5G uses radio frequencies between 30 and 300 GHz, which can transmit data much more quickly but are also much more prone to interference and encounter more difficulty passing through physical objects. As the number of mobile users and their demand for data rises, 5G must handle far more traffic at much higher speeds than the base stations that make up 4G/LTE’s cellular networks. Beamforming is one of the burgeoning technologies that will help get us there.

When we send or receive informative signals carried over a 5G mobile network, where its expected operating frequency is much higher than that of a traditional mobile system, we inevitably suffer from significant electromagnetic wave attenuation, causing signal integrity issues. In order to make the electromagnetic wave travel a longer distance with the limited amount of power in a communication system, it is necessary to deploy a high-gain antenna that shapes the far-field radiation pattern like a very sharp, pencil-like beam. This enables us to reach longer distances for delivering uninterrupted information. 

Beamforming is a traffic-signaling system for cellular base stations that identifies the most efficient data-delivery route to a particular user, and it reduces interference for nearby users in the process. Depending on the situation and the technology, there are several ways to implement it in 5G networks. 

- Beam Management for 5G

Millimeter wave (mmWave) communications with massive antenna array is key technique for the future cellular systems. While large arrays enable high gain, directionality and user multiplexing, practical realizations face challenges in radio hardware design and cross layer processing.

Massive MIMO is one of the promising techniques to improve spectral efficiency and network performance for reaching its targeted multi-gigabit throughput in 5G systems.
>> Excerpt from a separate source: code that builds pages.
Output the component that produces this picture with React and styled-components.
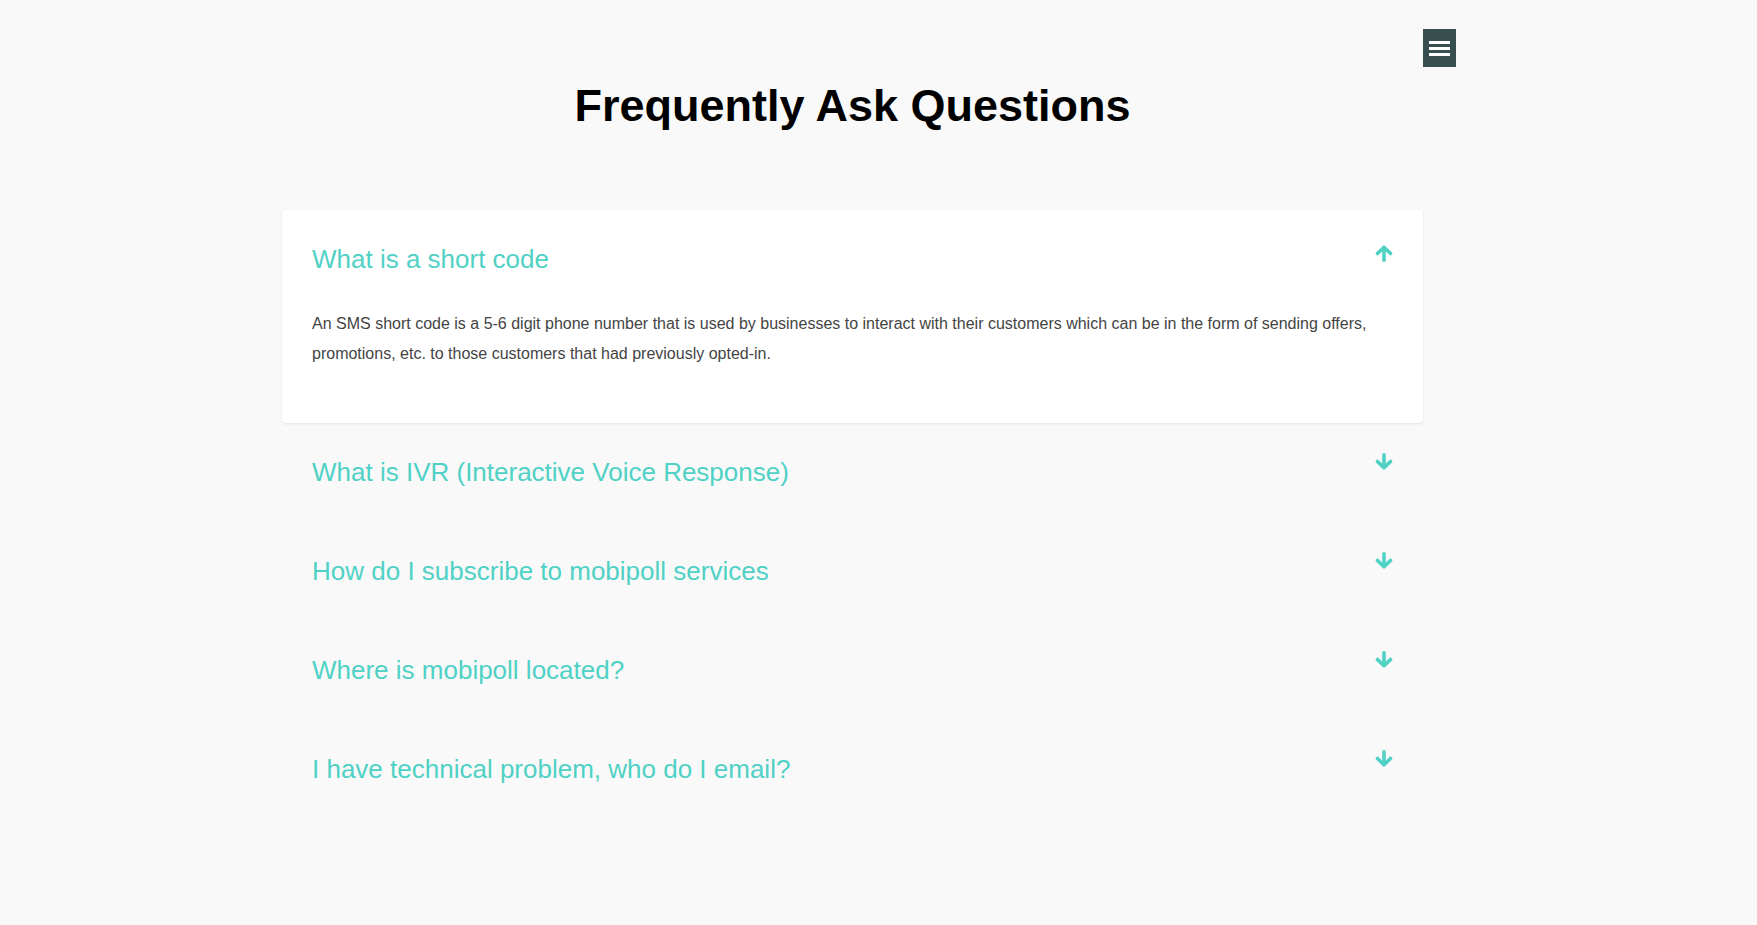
import React, { useState } from "react";
import styled, { createGlobalStyle } from "styled-components";

const GlobalStyle = createGlobalStyle`
  body {
    margin: 0;
    background: #f9f9f9;
    font-family: "Liberation Sans", Arial, sans-serif;
  }
`;

const Page = styled.div`
  width: 1141px;
  margin-left: 282px;
  padding-top: 80px;
  padding-bottom: 80px;
`;

const Title = styled.h1`
  margin: 0 0 78px;
  text-align: center;
  font-size: 45px;
  line-height: 52px;
  font-weight: bold;
  color: #000;
`;

// nav toggle stays on top of the page
const MenuButton = styled.button`
  position: fixed;
  top: 29px;
  right: 301px;
  width: 33px;
  height: 38px;
  padding: 0;
  border: none;
  background: #37504f;
  display: flex;
  flex-direction: column;
  justify-content: center;
  align-items: center;
  gap: 3px;
  cursor: pointer;
`;

const MenuBar = styled.span`
  display: block;
  width: 21px;
  height: 3px;
  background: #fff;
`;

const List = styled.div`
  display: flex;
  flex-direction: column;
`;

const Item = styled.div`
  padding: 30px;
  border-radius: 4px;
  background: ${(p) => (p.$open ? "#fff" : "transparent")};
  box-shadow: ${(p) => (p.$open ? "0 1px 3px rgba(0, 0, 0, 0.09)" : "none")};
`;

const Head = styled.div`
  display: flex;
  justify-content: space-between;
  align-items: flex-start;
  cursor: pointer;
`;

const Question = styled.h3`
  margin: 0;
  font-size: 26px;
  line-height: 39px;
  font-weight: normal;
  color: #4fd1c5;
`;

const ArrowIcon = styled.svg`
  flex: none;
  width: 18px;
  height: 17px;
  margin-top: ${(p) => (p.$up ? "5px" : "0")};
`;

const Answer = styled.p`
  margin: 30px 0 24px;
  font-size: 16px;
  line-height: 30px;
  color: #444;
`;

const faqs = [
  {
    q: "What is a short code",
    a: "An SMS short code is a 5-6 digit phone number that is used by businesses to interact with their customers which can be in the form of sending offers, promotions, etc. to those customers that had previously opted-in.",
  },
  {
    q: "What is IVR (Interactive Voice Response)",
    a: "IVR is an automated telephone system that lets callers interact with a menu of recorded prompts using their voice or keypad.",
  },
  {
    q: "How do I subscribe to mobipoll services",
    a: "Contact our sales team and we will set up an account for you.",
  },
  {
    q: "Where is mobipoll located?",
    a: "Our office details are listed on the contact page.",
  },
  {
    q: "I have technical problem, who do I email?",
    a: "Send an email to our support team and we will get back to you.",
  },
];

function Arrow({ up }) {
  return (
    <ArrowIcon $up={up} viewBox="0 0 18 17" fill="none" stroke="#4fd1c5" strokeWidth="3.6" strokeLinecap="round" strokeLinejoin="round">
      {up ? (
        <>
          <polyline points="2.5,8.5 9,2.2 15.5,8.5" />
          <line x1="9" y1="3" x2="9" y2="15.2" />
        </>
      ) : (
        <>
          <polyline points="2.5,8.5 9,14.8 15.5,8.5" />
          <line x1="9" y1="1.8" x2="9" y2="14" />
        </>
      )}
    </ArrowIcon>
  );
}

export default function App() {
  const [open, setOpen] = useState(0);

  return (
    <>
      <GlobalStyle />
      <MenuButton aria-label="menu">
        <MenuBar />
        <MenuBar />
        <MenuBar />
      </MenuButton>
      <Page>
        <Title>Frequently Ask Questions</Title>
        <List>
          {faqs.map((f, i) => (
            <Item key={f.q} $open={open === i}>
              <Head onClick={() => setOpen(open === i ? -1 : i)}>
                <Question>{f.q}</Question>
                <Arrow up={open === i} />
              </Head>
              {open === i && <Answer>{f.a}</Answer>}
            </Item>
          ))}
        </List>
      </Page>
    </>
  );
}
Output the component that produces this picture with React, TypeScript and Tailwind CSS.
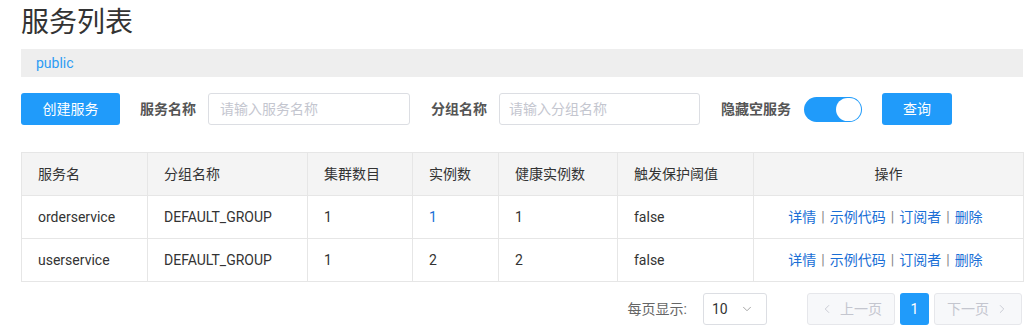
import { ChevronDown, ChevronLeft, ChevronRight } from 'lucide-react'

const rows = [
  { name: 'orderservice', group: 'DEFAULT_GROUP', clusters: '1', instances: '1', healthy: '1', threshold: 'false', link: true },
  { name: 'userservice', group: 'DEFAULT_GROUP', clusters: '1', instances: '2', healthy: '2', threshold: 'false', link: false },
]

const font = { fontFamily: 'Roboto, "Noto Sans CJK SC", sans-serif' }

function Actions() {
  return (
    <div className="flex items-center justify-center gap-[5px] text-[#1a6fd6] pr-[6px]">
      <span>详情</span>
      <span className="text-[#888]">|</span>
      <span>示例代码</span>
      <span className="text-[#888]">|</span>
      <span>订阅者</span>
      <span className="text-[#888]">|</span>
      <span>删除</span>
    </div>
  )
}

export default function App() {
  return (
    <div className="bg-white w-[1034px] h-[326px] overflow-hidden px-[21px] pt-[4px] text-[14px] text-[#333]" style={font}>
      <h1 className="text-[28px] leading-[38px] text-[#333] font-normal">服务列表</h1>
      <div className="mt-[7px] h-[28px] w-[1002px] bg-[#eeeeee] flex items-center pl-[15px] text-[14px] text-[#2d9cf4]">public</div>

      <div className="mt-[16px] flex items-center h-[32px]">
        <button className="h-[32px] w-[99px] rounded-[3px] bg-[#209bfa] text-white text-[14px]">创建服务</button>
        <span className="ml-[20px] font-bold text-[#555]">服务名称</span>
        <input className="ml-[12px] h-[32px] w-[202px] rounded-[3px] border border-[#dcdee3] px-[11px] text-[14px] placeholder:text-[#c4c6cf] outline-none" placeholder="请输入服务名称" />
        <span className="ml-[21px] font-bold text-[#555]">分组名称</span>
        <input className="ml-[12px] h-[32px] w-[201px] rounded-[3px] border border-[#dcdee3] px-[9px] text-[14px] placeholder:text-[#c4c6cf] outline-none" placeholder="请输入分组名称" />
        <span className="ml-[21px] font-bold text-[#555]">隐藏空服务</span>
        <div className="ml-[13px] h-[25px] w-[58px] rounded-full bg-[#209bfa] flex items-center justify-end pr-[1px]">
          <div className="h-[23px] w-[25px] rounded-full bg-white" />
        </div>
        <button className="ml-[20px] h-[32px] w-[70px] rounded-[3px] bg-[#209bfa] text-white text-[14px]">查询</button>
      </div>

      <table className="mt-[27px] w-[1002px] table-fixed border-collapse border border-[#e6e6e6]">
        <colgroup>
          <col className="w-[126px]" />
          <col className="w-[160px]" />
          <col className="w-[105px]" />
          <col className="w-[86px]" />
          <col className="w-[119px]" />
          <col className="w-[136px]" />
          <col className="w-[270px]" />
        </colgroup>
        <thead>
          <tr className="h-[43px] bg-[#f4f4f4]">
            {['服务名', '分组名称', '集群数目', '实例数', '健康实例数', '触发保护阈值'].map(h => (
              <th key={h} className="border border-[#e6e6e6] px-[16px] text-left font-normal text-[#333]">{h}</th>
            ))}
            <th className="border border-[#e6e6e6] text-center font-normal text-[#333]">操作</th>
          </tr>
        </thead>
        <tbody>
          {rows.map(r => (
            <tr key={r.name} className="h-[43px]">
              <td className="border border-[#e6e6e6] px-[16px]">{r.name}</td>
              <td className="border border-[#e6e6e6] px-[16px]">{r.group}</td>
              <td className="border border-[#e6e6e6] px-[16px]">{r.clusters}</td>
              <td className={`border border-[#e6e6e6] px-[16px] ${r.link ? 'text-[#1a6fd6]' : ''}`}>{r.instances}</td>
              <td className="border border-[#e6e6e6] px-[16px]">{r.healthy}</td>
              <td className="border border-[#e6e6e6] px-[16px]">{r.threshold}</td>
              <td className="border border-[#e6e6e6]"><Actions /></td>
            </tr>
          ))}
        </tbody>
      </table>

      <div className="mt-[11px] flex items-center justify-end h-[32px] w-[1001px]">
        <span className="text-[#666]">每页显示:</span>
        <div className="ml-[16px] h-[32px] w-[64px] rounded-[3px] border border-[#dcdee3] flex items-center justify-between pl-[8px] pr-[12px]">
          <span className="text-[#333]">10</span>
          <ChevronDown className="h-[14px] w-[14px] text-[#999]" strokeWidth={1.5} />
        </div>
        <button className="ml-[40px] h-[32px] w-[88px] rounded-[3px] border border-[#e6e7eb] bg-[#f7f8fa] text-[#c4c6cf] flex items-center justify-center gap-[6px]">
          <ChevronLeft className="h-[14px] w-[14px]" strokeWidth={1.5} />
          <span>上一页</span>
        </button>
        <button className="ml-[5px] h-[32px] w-[29px] rounded-[3px] bg-[#209bfa] text-white">1</button>
        <button className="ml-[5px] h-[32px] w-[88px] rounded-[3px] border border-[#e6e7eb] bg-[#f7f8fa] text-[#c4c6cf] flex items-center justify-center gap-[6px]">
          <span>下一页</span>
          <ChevronRight className="h-[14px] w-[14px]" strokeWidth={1.5} />
        </button>
      </div>
    </div>
  )
}
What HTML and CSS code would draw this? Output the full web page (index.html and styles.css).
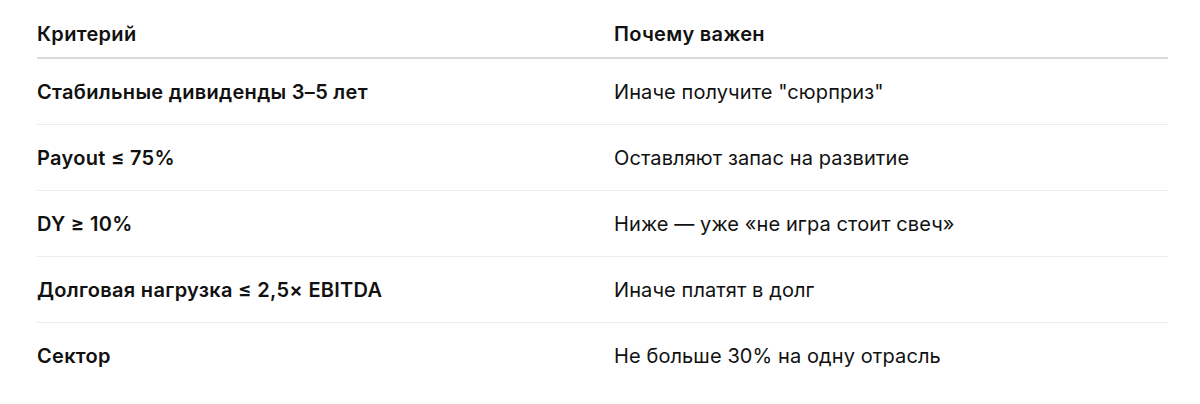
FILE: index.html
```html
<!DOCTYPE html>
<html lang="ru">
<head>
<meta charset="utf-8">
<link rel="stylesheet" href="styles.css">
</head>
<body>
<div class="wrap">
<table class="crit">
<thead>
<tr><th>Критерий</th><th>Почему важен</th></tr>
</thead>
<tbody>
<tr><td class="k">Стабильные дивиденды 3–5 лет</td><td>Иначе получите "сюрприз"</td></tr>
<tr><td class="k">Payout ≤ 75%</td><td>Оставляют запас на развитие</td></tr>
<tr><td class="k">DY ≥ 10%</td><td>Ниже — уже «не игра стоит свеч»</td></tr>
<tr><td class="k">Долговая нагрузка ≤ 2,5× EBITDA</td><td>Иначе платят в долг</td></tr>
<tr><td class="k">Сектор</td><td>Не больше 30% на одну отрасль</td></tr>
</tbody>
</table>
</div>
</body>
</html>
```

FILE: styles.css
```css
html, body {
  margin: 0;
  padding: 0;
  background: #ffffff;
}
body {
  font-family: Inter, "Noto Sans", sans-serif;
  color: #111111;
  font-size: 20px;
}
.wrap {
  padding: 0 32px 0 37px;
}
.crit {
  width: 100%;
  border-collapse: collapse;
}
.crit th {
  text-align: left;
  font-weight: 600;
  letter-spacing: 0.3px;
  line-height: 28px;
  padding: 20px 0 9px 0;
  border-bottom: 2px solid #d9d9d9;
}
.crit th:first-child {
  width: 577px;
}
.crit td {
  line-height: 28px;
  padding: 19px 0 18px 0;
  border-bottom: 1px solid #ececec;
  font-weight: 400;
  letter-spacing: 0.1px;
}
.crit tbody tr:last-child td {
  border-bottom: none;
}
.crit td.k {
  font-weight: 600;
  letter-spacing: 0.3px;
}
```
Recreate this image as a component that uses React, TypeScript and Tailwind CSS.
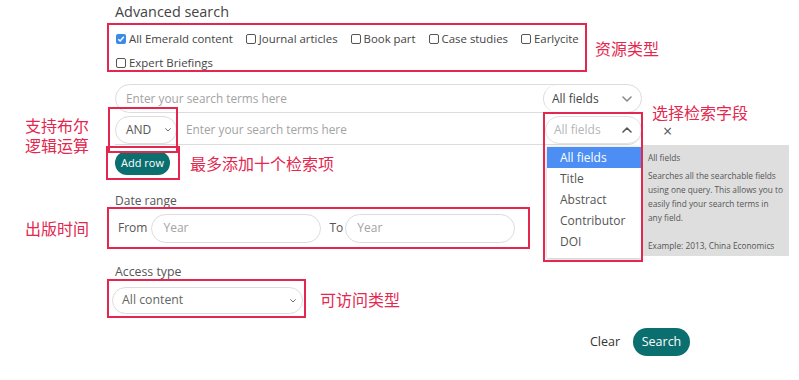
const red = "border-[#e3274f]";

const Chevron = ({ up = false, size = 10, color = "#777" }: { up?: boolean; size?: number; color?: string }) => (
  <svg width={size} height={size * 0.6} viewBox="0 0 10 6" fill="none">
    <path d={up ? "M1 5 L5 1 L9 5" : "M1 1 L5 5 L9 1"} stroke={color} strokeWidth="1.6" strokeLinecap="round" strokeLinejoin="round" />
  </svg>
);

const Check = ({ label, checked = false }: { label: string; checked?: boolean }) => (
  <div className="flex shrink-0 items-center mr-[13px] whitespace-nowrap">
    {checked ? (
      <span className="w-[10px] h-[10px] rounded-[2px] bg-[#3c8ae8] flex items-center justify-center">
        <svg width="8" height="8" viewBox="0 0 8 8">
          <path d="M1.3 4.2 L3.2 6 L6.8 1.8" stroke="white" strokeWidth="1.5" fill="none" />
        </svg>
      </span>
    ) : (
      <span className="w-[10px] h-[10px] rounded-[2px] border border-[#555] bg-white" />
    )}
    <span className="ml-[3px] text-[11.4px] text-[#444]">{label}</span>
  </div>
);

const Note = ({ children, className = "" }: { children: React.ReactNode; className?: string }) => (
  <div className={`text-[16px] leading-[20px] whitespace-nowrap text-[#e3274f] font-['Noto_Sans_CJK_SC',sans-serif] ${className}`}>{children}</div>
);

export default function App() {
  return (
    <div className="relative w-[799px] h-[380px] bg-white overflow-hidden font-['Open_Sans',sans-serif] text-[#444]">
      <div className="h-[23px] pl-[115px] pt-[2px] text-[14.4px] leading-[20px] text-[#444]">Advanced search</div>

      {/* resource types */}
      <div className="flex items-start pl-[107px]">
        <div className={`w-[480px] h-[49px] border-2 ${red} pl-[7px] pt-[2px] overflow-visible`}>
          <div className="flex h-[24px] items-center">
            <Check label="All Emerald content" checked />
            <Check label="Journal articles" />
            <Check label="Book part" />
            <Check label="Case studies" />
            <Check label="Earlycite" />
          </div>
          <div className="flex h-[24px] items-center">
            <Check label="Expert Briefings" />
          </div>
        </div>
        <Note className="ml-[8px] mt-[15px]">资源类型</Note>
      </div>

      {/* search rows */}
      <div className="flex mt-[12px]">
        <div className="w-[107px] shrink-0 pl-[25px] pt-[31px]">
          <Note className="leading-[19px]">支持布尔</Note>
          <Note className="leading-[19px]">逻辑运算</Note>
        </div>
        <div className="flex flex-col">
          <div className="ml-[8px] w-[527px] h-[29px] rounded-full border border-[#dcdcdc] flex items-center">
            <span className="flex-1 pl-[10px] text-[11.8px] text-[#a3a3a3]">Enter your search terms here</span>
            <div className="w-[98px] h-full border-l border-[#dcdcdc] rounded-full flex items-center justify-between pl-[8px] pr-[9px]">
              <span className="text-[12px] text-[#444]">All fields</span>
              <Chevron color="#8a8a8a" />
            </div>
          </div>
          <div className="flex items-center mt-[3px]">
            <div className="ml-[8px] w-[527px] h-[29px] rounded-r-full border-b border-[#dcdcdc] flex items-center">
              <div className="w-[62px] h-full rounded-full border border-[#dcdcdc] flex items-center justify-between pl-[10px] pr-[5px]">
                <span className="text-[12px] text-[#555]">AND</span>
                <Chevron size={6} color="#666" />
              </div>
              <span className="flex-1 pl-[9px] text-[11.8px] text-[#a3a3a3]">Enter your search terms here</span>
              <div className="w-[97px] h-full border border-[#e2e2e2] rounded-full flex items-center justify-between pl-[8px] pr-[9px]">
                <span className="text-[12px] text-[#b5b5b5]">All fields</span>
                <Chevron up color="#555" />
              </div>
            </div>
            <span className="ml-[21px] text-[16px] leading-[14px] text-[#555]">×</span>
          </div>
          <div className="flex items-center mt-[1px]">
            <div className={`-ml-[1px] w-[74px] h-[34px] border-2 ${red} pl-[7px] pt-[3px]`}>
              <div className="w-[55px] h-[24px] rounded-full bg-[#0b6e6f] text-white text-[11px] flex items-center justify-center">Add row</div>
            </div>
            <Note className="ml-[10px]">最多添加十个检索项</Note>
          </div>
        </div>
      </div>

      {/* date range */}
      <div className="pl-[115px] mt-[12px] text-[12px] leading-[18px] text-[#555]">Date range</div>
      <div className="flex items-center -mt-[3px]">
        <div className="w-[107px] shrink-0 pl-[25px]">
          <Note>出版时间</Note>
        </div>
        <div className={`w-[423px] h-[42px] border-2 ${red} flex items-center pl-[9px]`}>
          <span className="text-[12px] text-[#555]">From</span>
          <div className="ml-[4px] w-[170px] h-[29px] rounded-full border border-[#dcdcdc] flex items-center pl-[11px] text-[12px] text-[#a3a3a3]">Year</div>
          <span className="ml-[8px] text-[12px] text-[#555]">To</span>
          <div className="ml-[2px] w-[170px] h-[29px] rounded-full border border-[#dcdcdc] flex items-center pl-[11px] text-[12px] text-[#a3a3a3]">Year</div>
        </div>
      </div>

      {/* access type */}
      <div className="pl-[115px] mt-[14px] text-[12.3px] leading-[18px] text-[#555]">Access type</div>
      <div className="flex items-center -mt-[2px] pl-[107px]">
        <div className={`w-[199px] h-[39px] border-2 ${red} pl-[3px] pt-[6px]`}>
          <div className="w-[191px] h-[27px] rounded-full border border-[#dcdcdc] flex items-center justify-between pl-[9px] pr-[6px]">
            <span className="text-[12.3px] text-[#666]">All content</span>
            <Chevron size={6} color="#666" />
          </div>
        </div>
        <Note className="ml-[14px]">可访问类型</Note>
      </div>

      {/* actions */}
      <div className="flex items-center justify-end w-[690px] mt-[10px]">
        <span className="text-[12.5px] text-[#333]">Clear</span>
        <div className="ml-[13px] w-[57px] h-[28px] rounded-full bg-[#0b6e6f] text-white text-[12.5px] flex items-center justify-center">Search</div>
      </div>

      {/* field dropdown overlay */}
      <div className="absolute left-[547px] top-[147px] w-[94px] h-[111px] bg-white shadow-[0_1px_4px_rgba(0,0,0,0.25)] text-[12px] text-[#555]">
        <div className="h-[21px] bg-[#4c8ef4] text-white pl-[13px] leading-[21px]">All fields</div>
        <div className="h-[21px] pl-[13px] leading-[21px]">Title</div>
        <div className="h-[21px] pl-[13px] leading-[21px]">Abstract</div>
        <div className="h-[21px] pl-[13px] leading-[21px]">Contributor</div>
        <div className="h-[21px] pl-[13px] leading-[21px]">DOI</div>
      </div>
      <div className="absolute left-[643px] top-[145px] w-[146px] h-[111px] bg-[#dedede] pl-[5px] pt-[6px] text-[8.3px] text-[#555] whitespace-nowrap">
        <div className="leading-[13px]">All fields</div>
        <div className="mt-[5px] leading-[14px]">
          Searches all the searchable fields
          <br />
          using one query. This allows you to
          <br />
          easily find your search terms in
          <br />
          any field.
        </div>
        <div className="mt-[14px] leading-[14px]">Example: 2013, China Economics</div>
      </div>

      {/* annotations */}
      <div className={`absolute left-[543px] top-[112px] w-[100px] h-[150px] border-2 ${red}`} />
      <div className={`absolute left-[108px] top-[107px] w-[70px] h-[46px] border-2 ${red}`} />
      <Note className="absolute left-[652px] top-[102px] leading-[18px]">选择检索字段</Note>
    </div>
  );
}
For 5G New Radio (NR) systems, one of the key differences compared to 4G systems is the utilization of high frequency millimeter wave (mmWave) bands in addition to sub-6GHz bands. 

To keep the complexity and implementation cost low, hybrid analog-digital beam-forming with large-scale antenna array has become a common design approach to address the issue of higher propagation loss as well as to improve spectral efficiency in mmWave communication in 5G NR. The 5G NR standard is designed to adapt to different beam-forming architecture and deployment scenarios.

The objective is to utilize the limited radio-frequency spectrum resources and radio network infrastructure as efficiently as possible.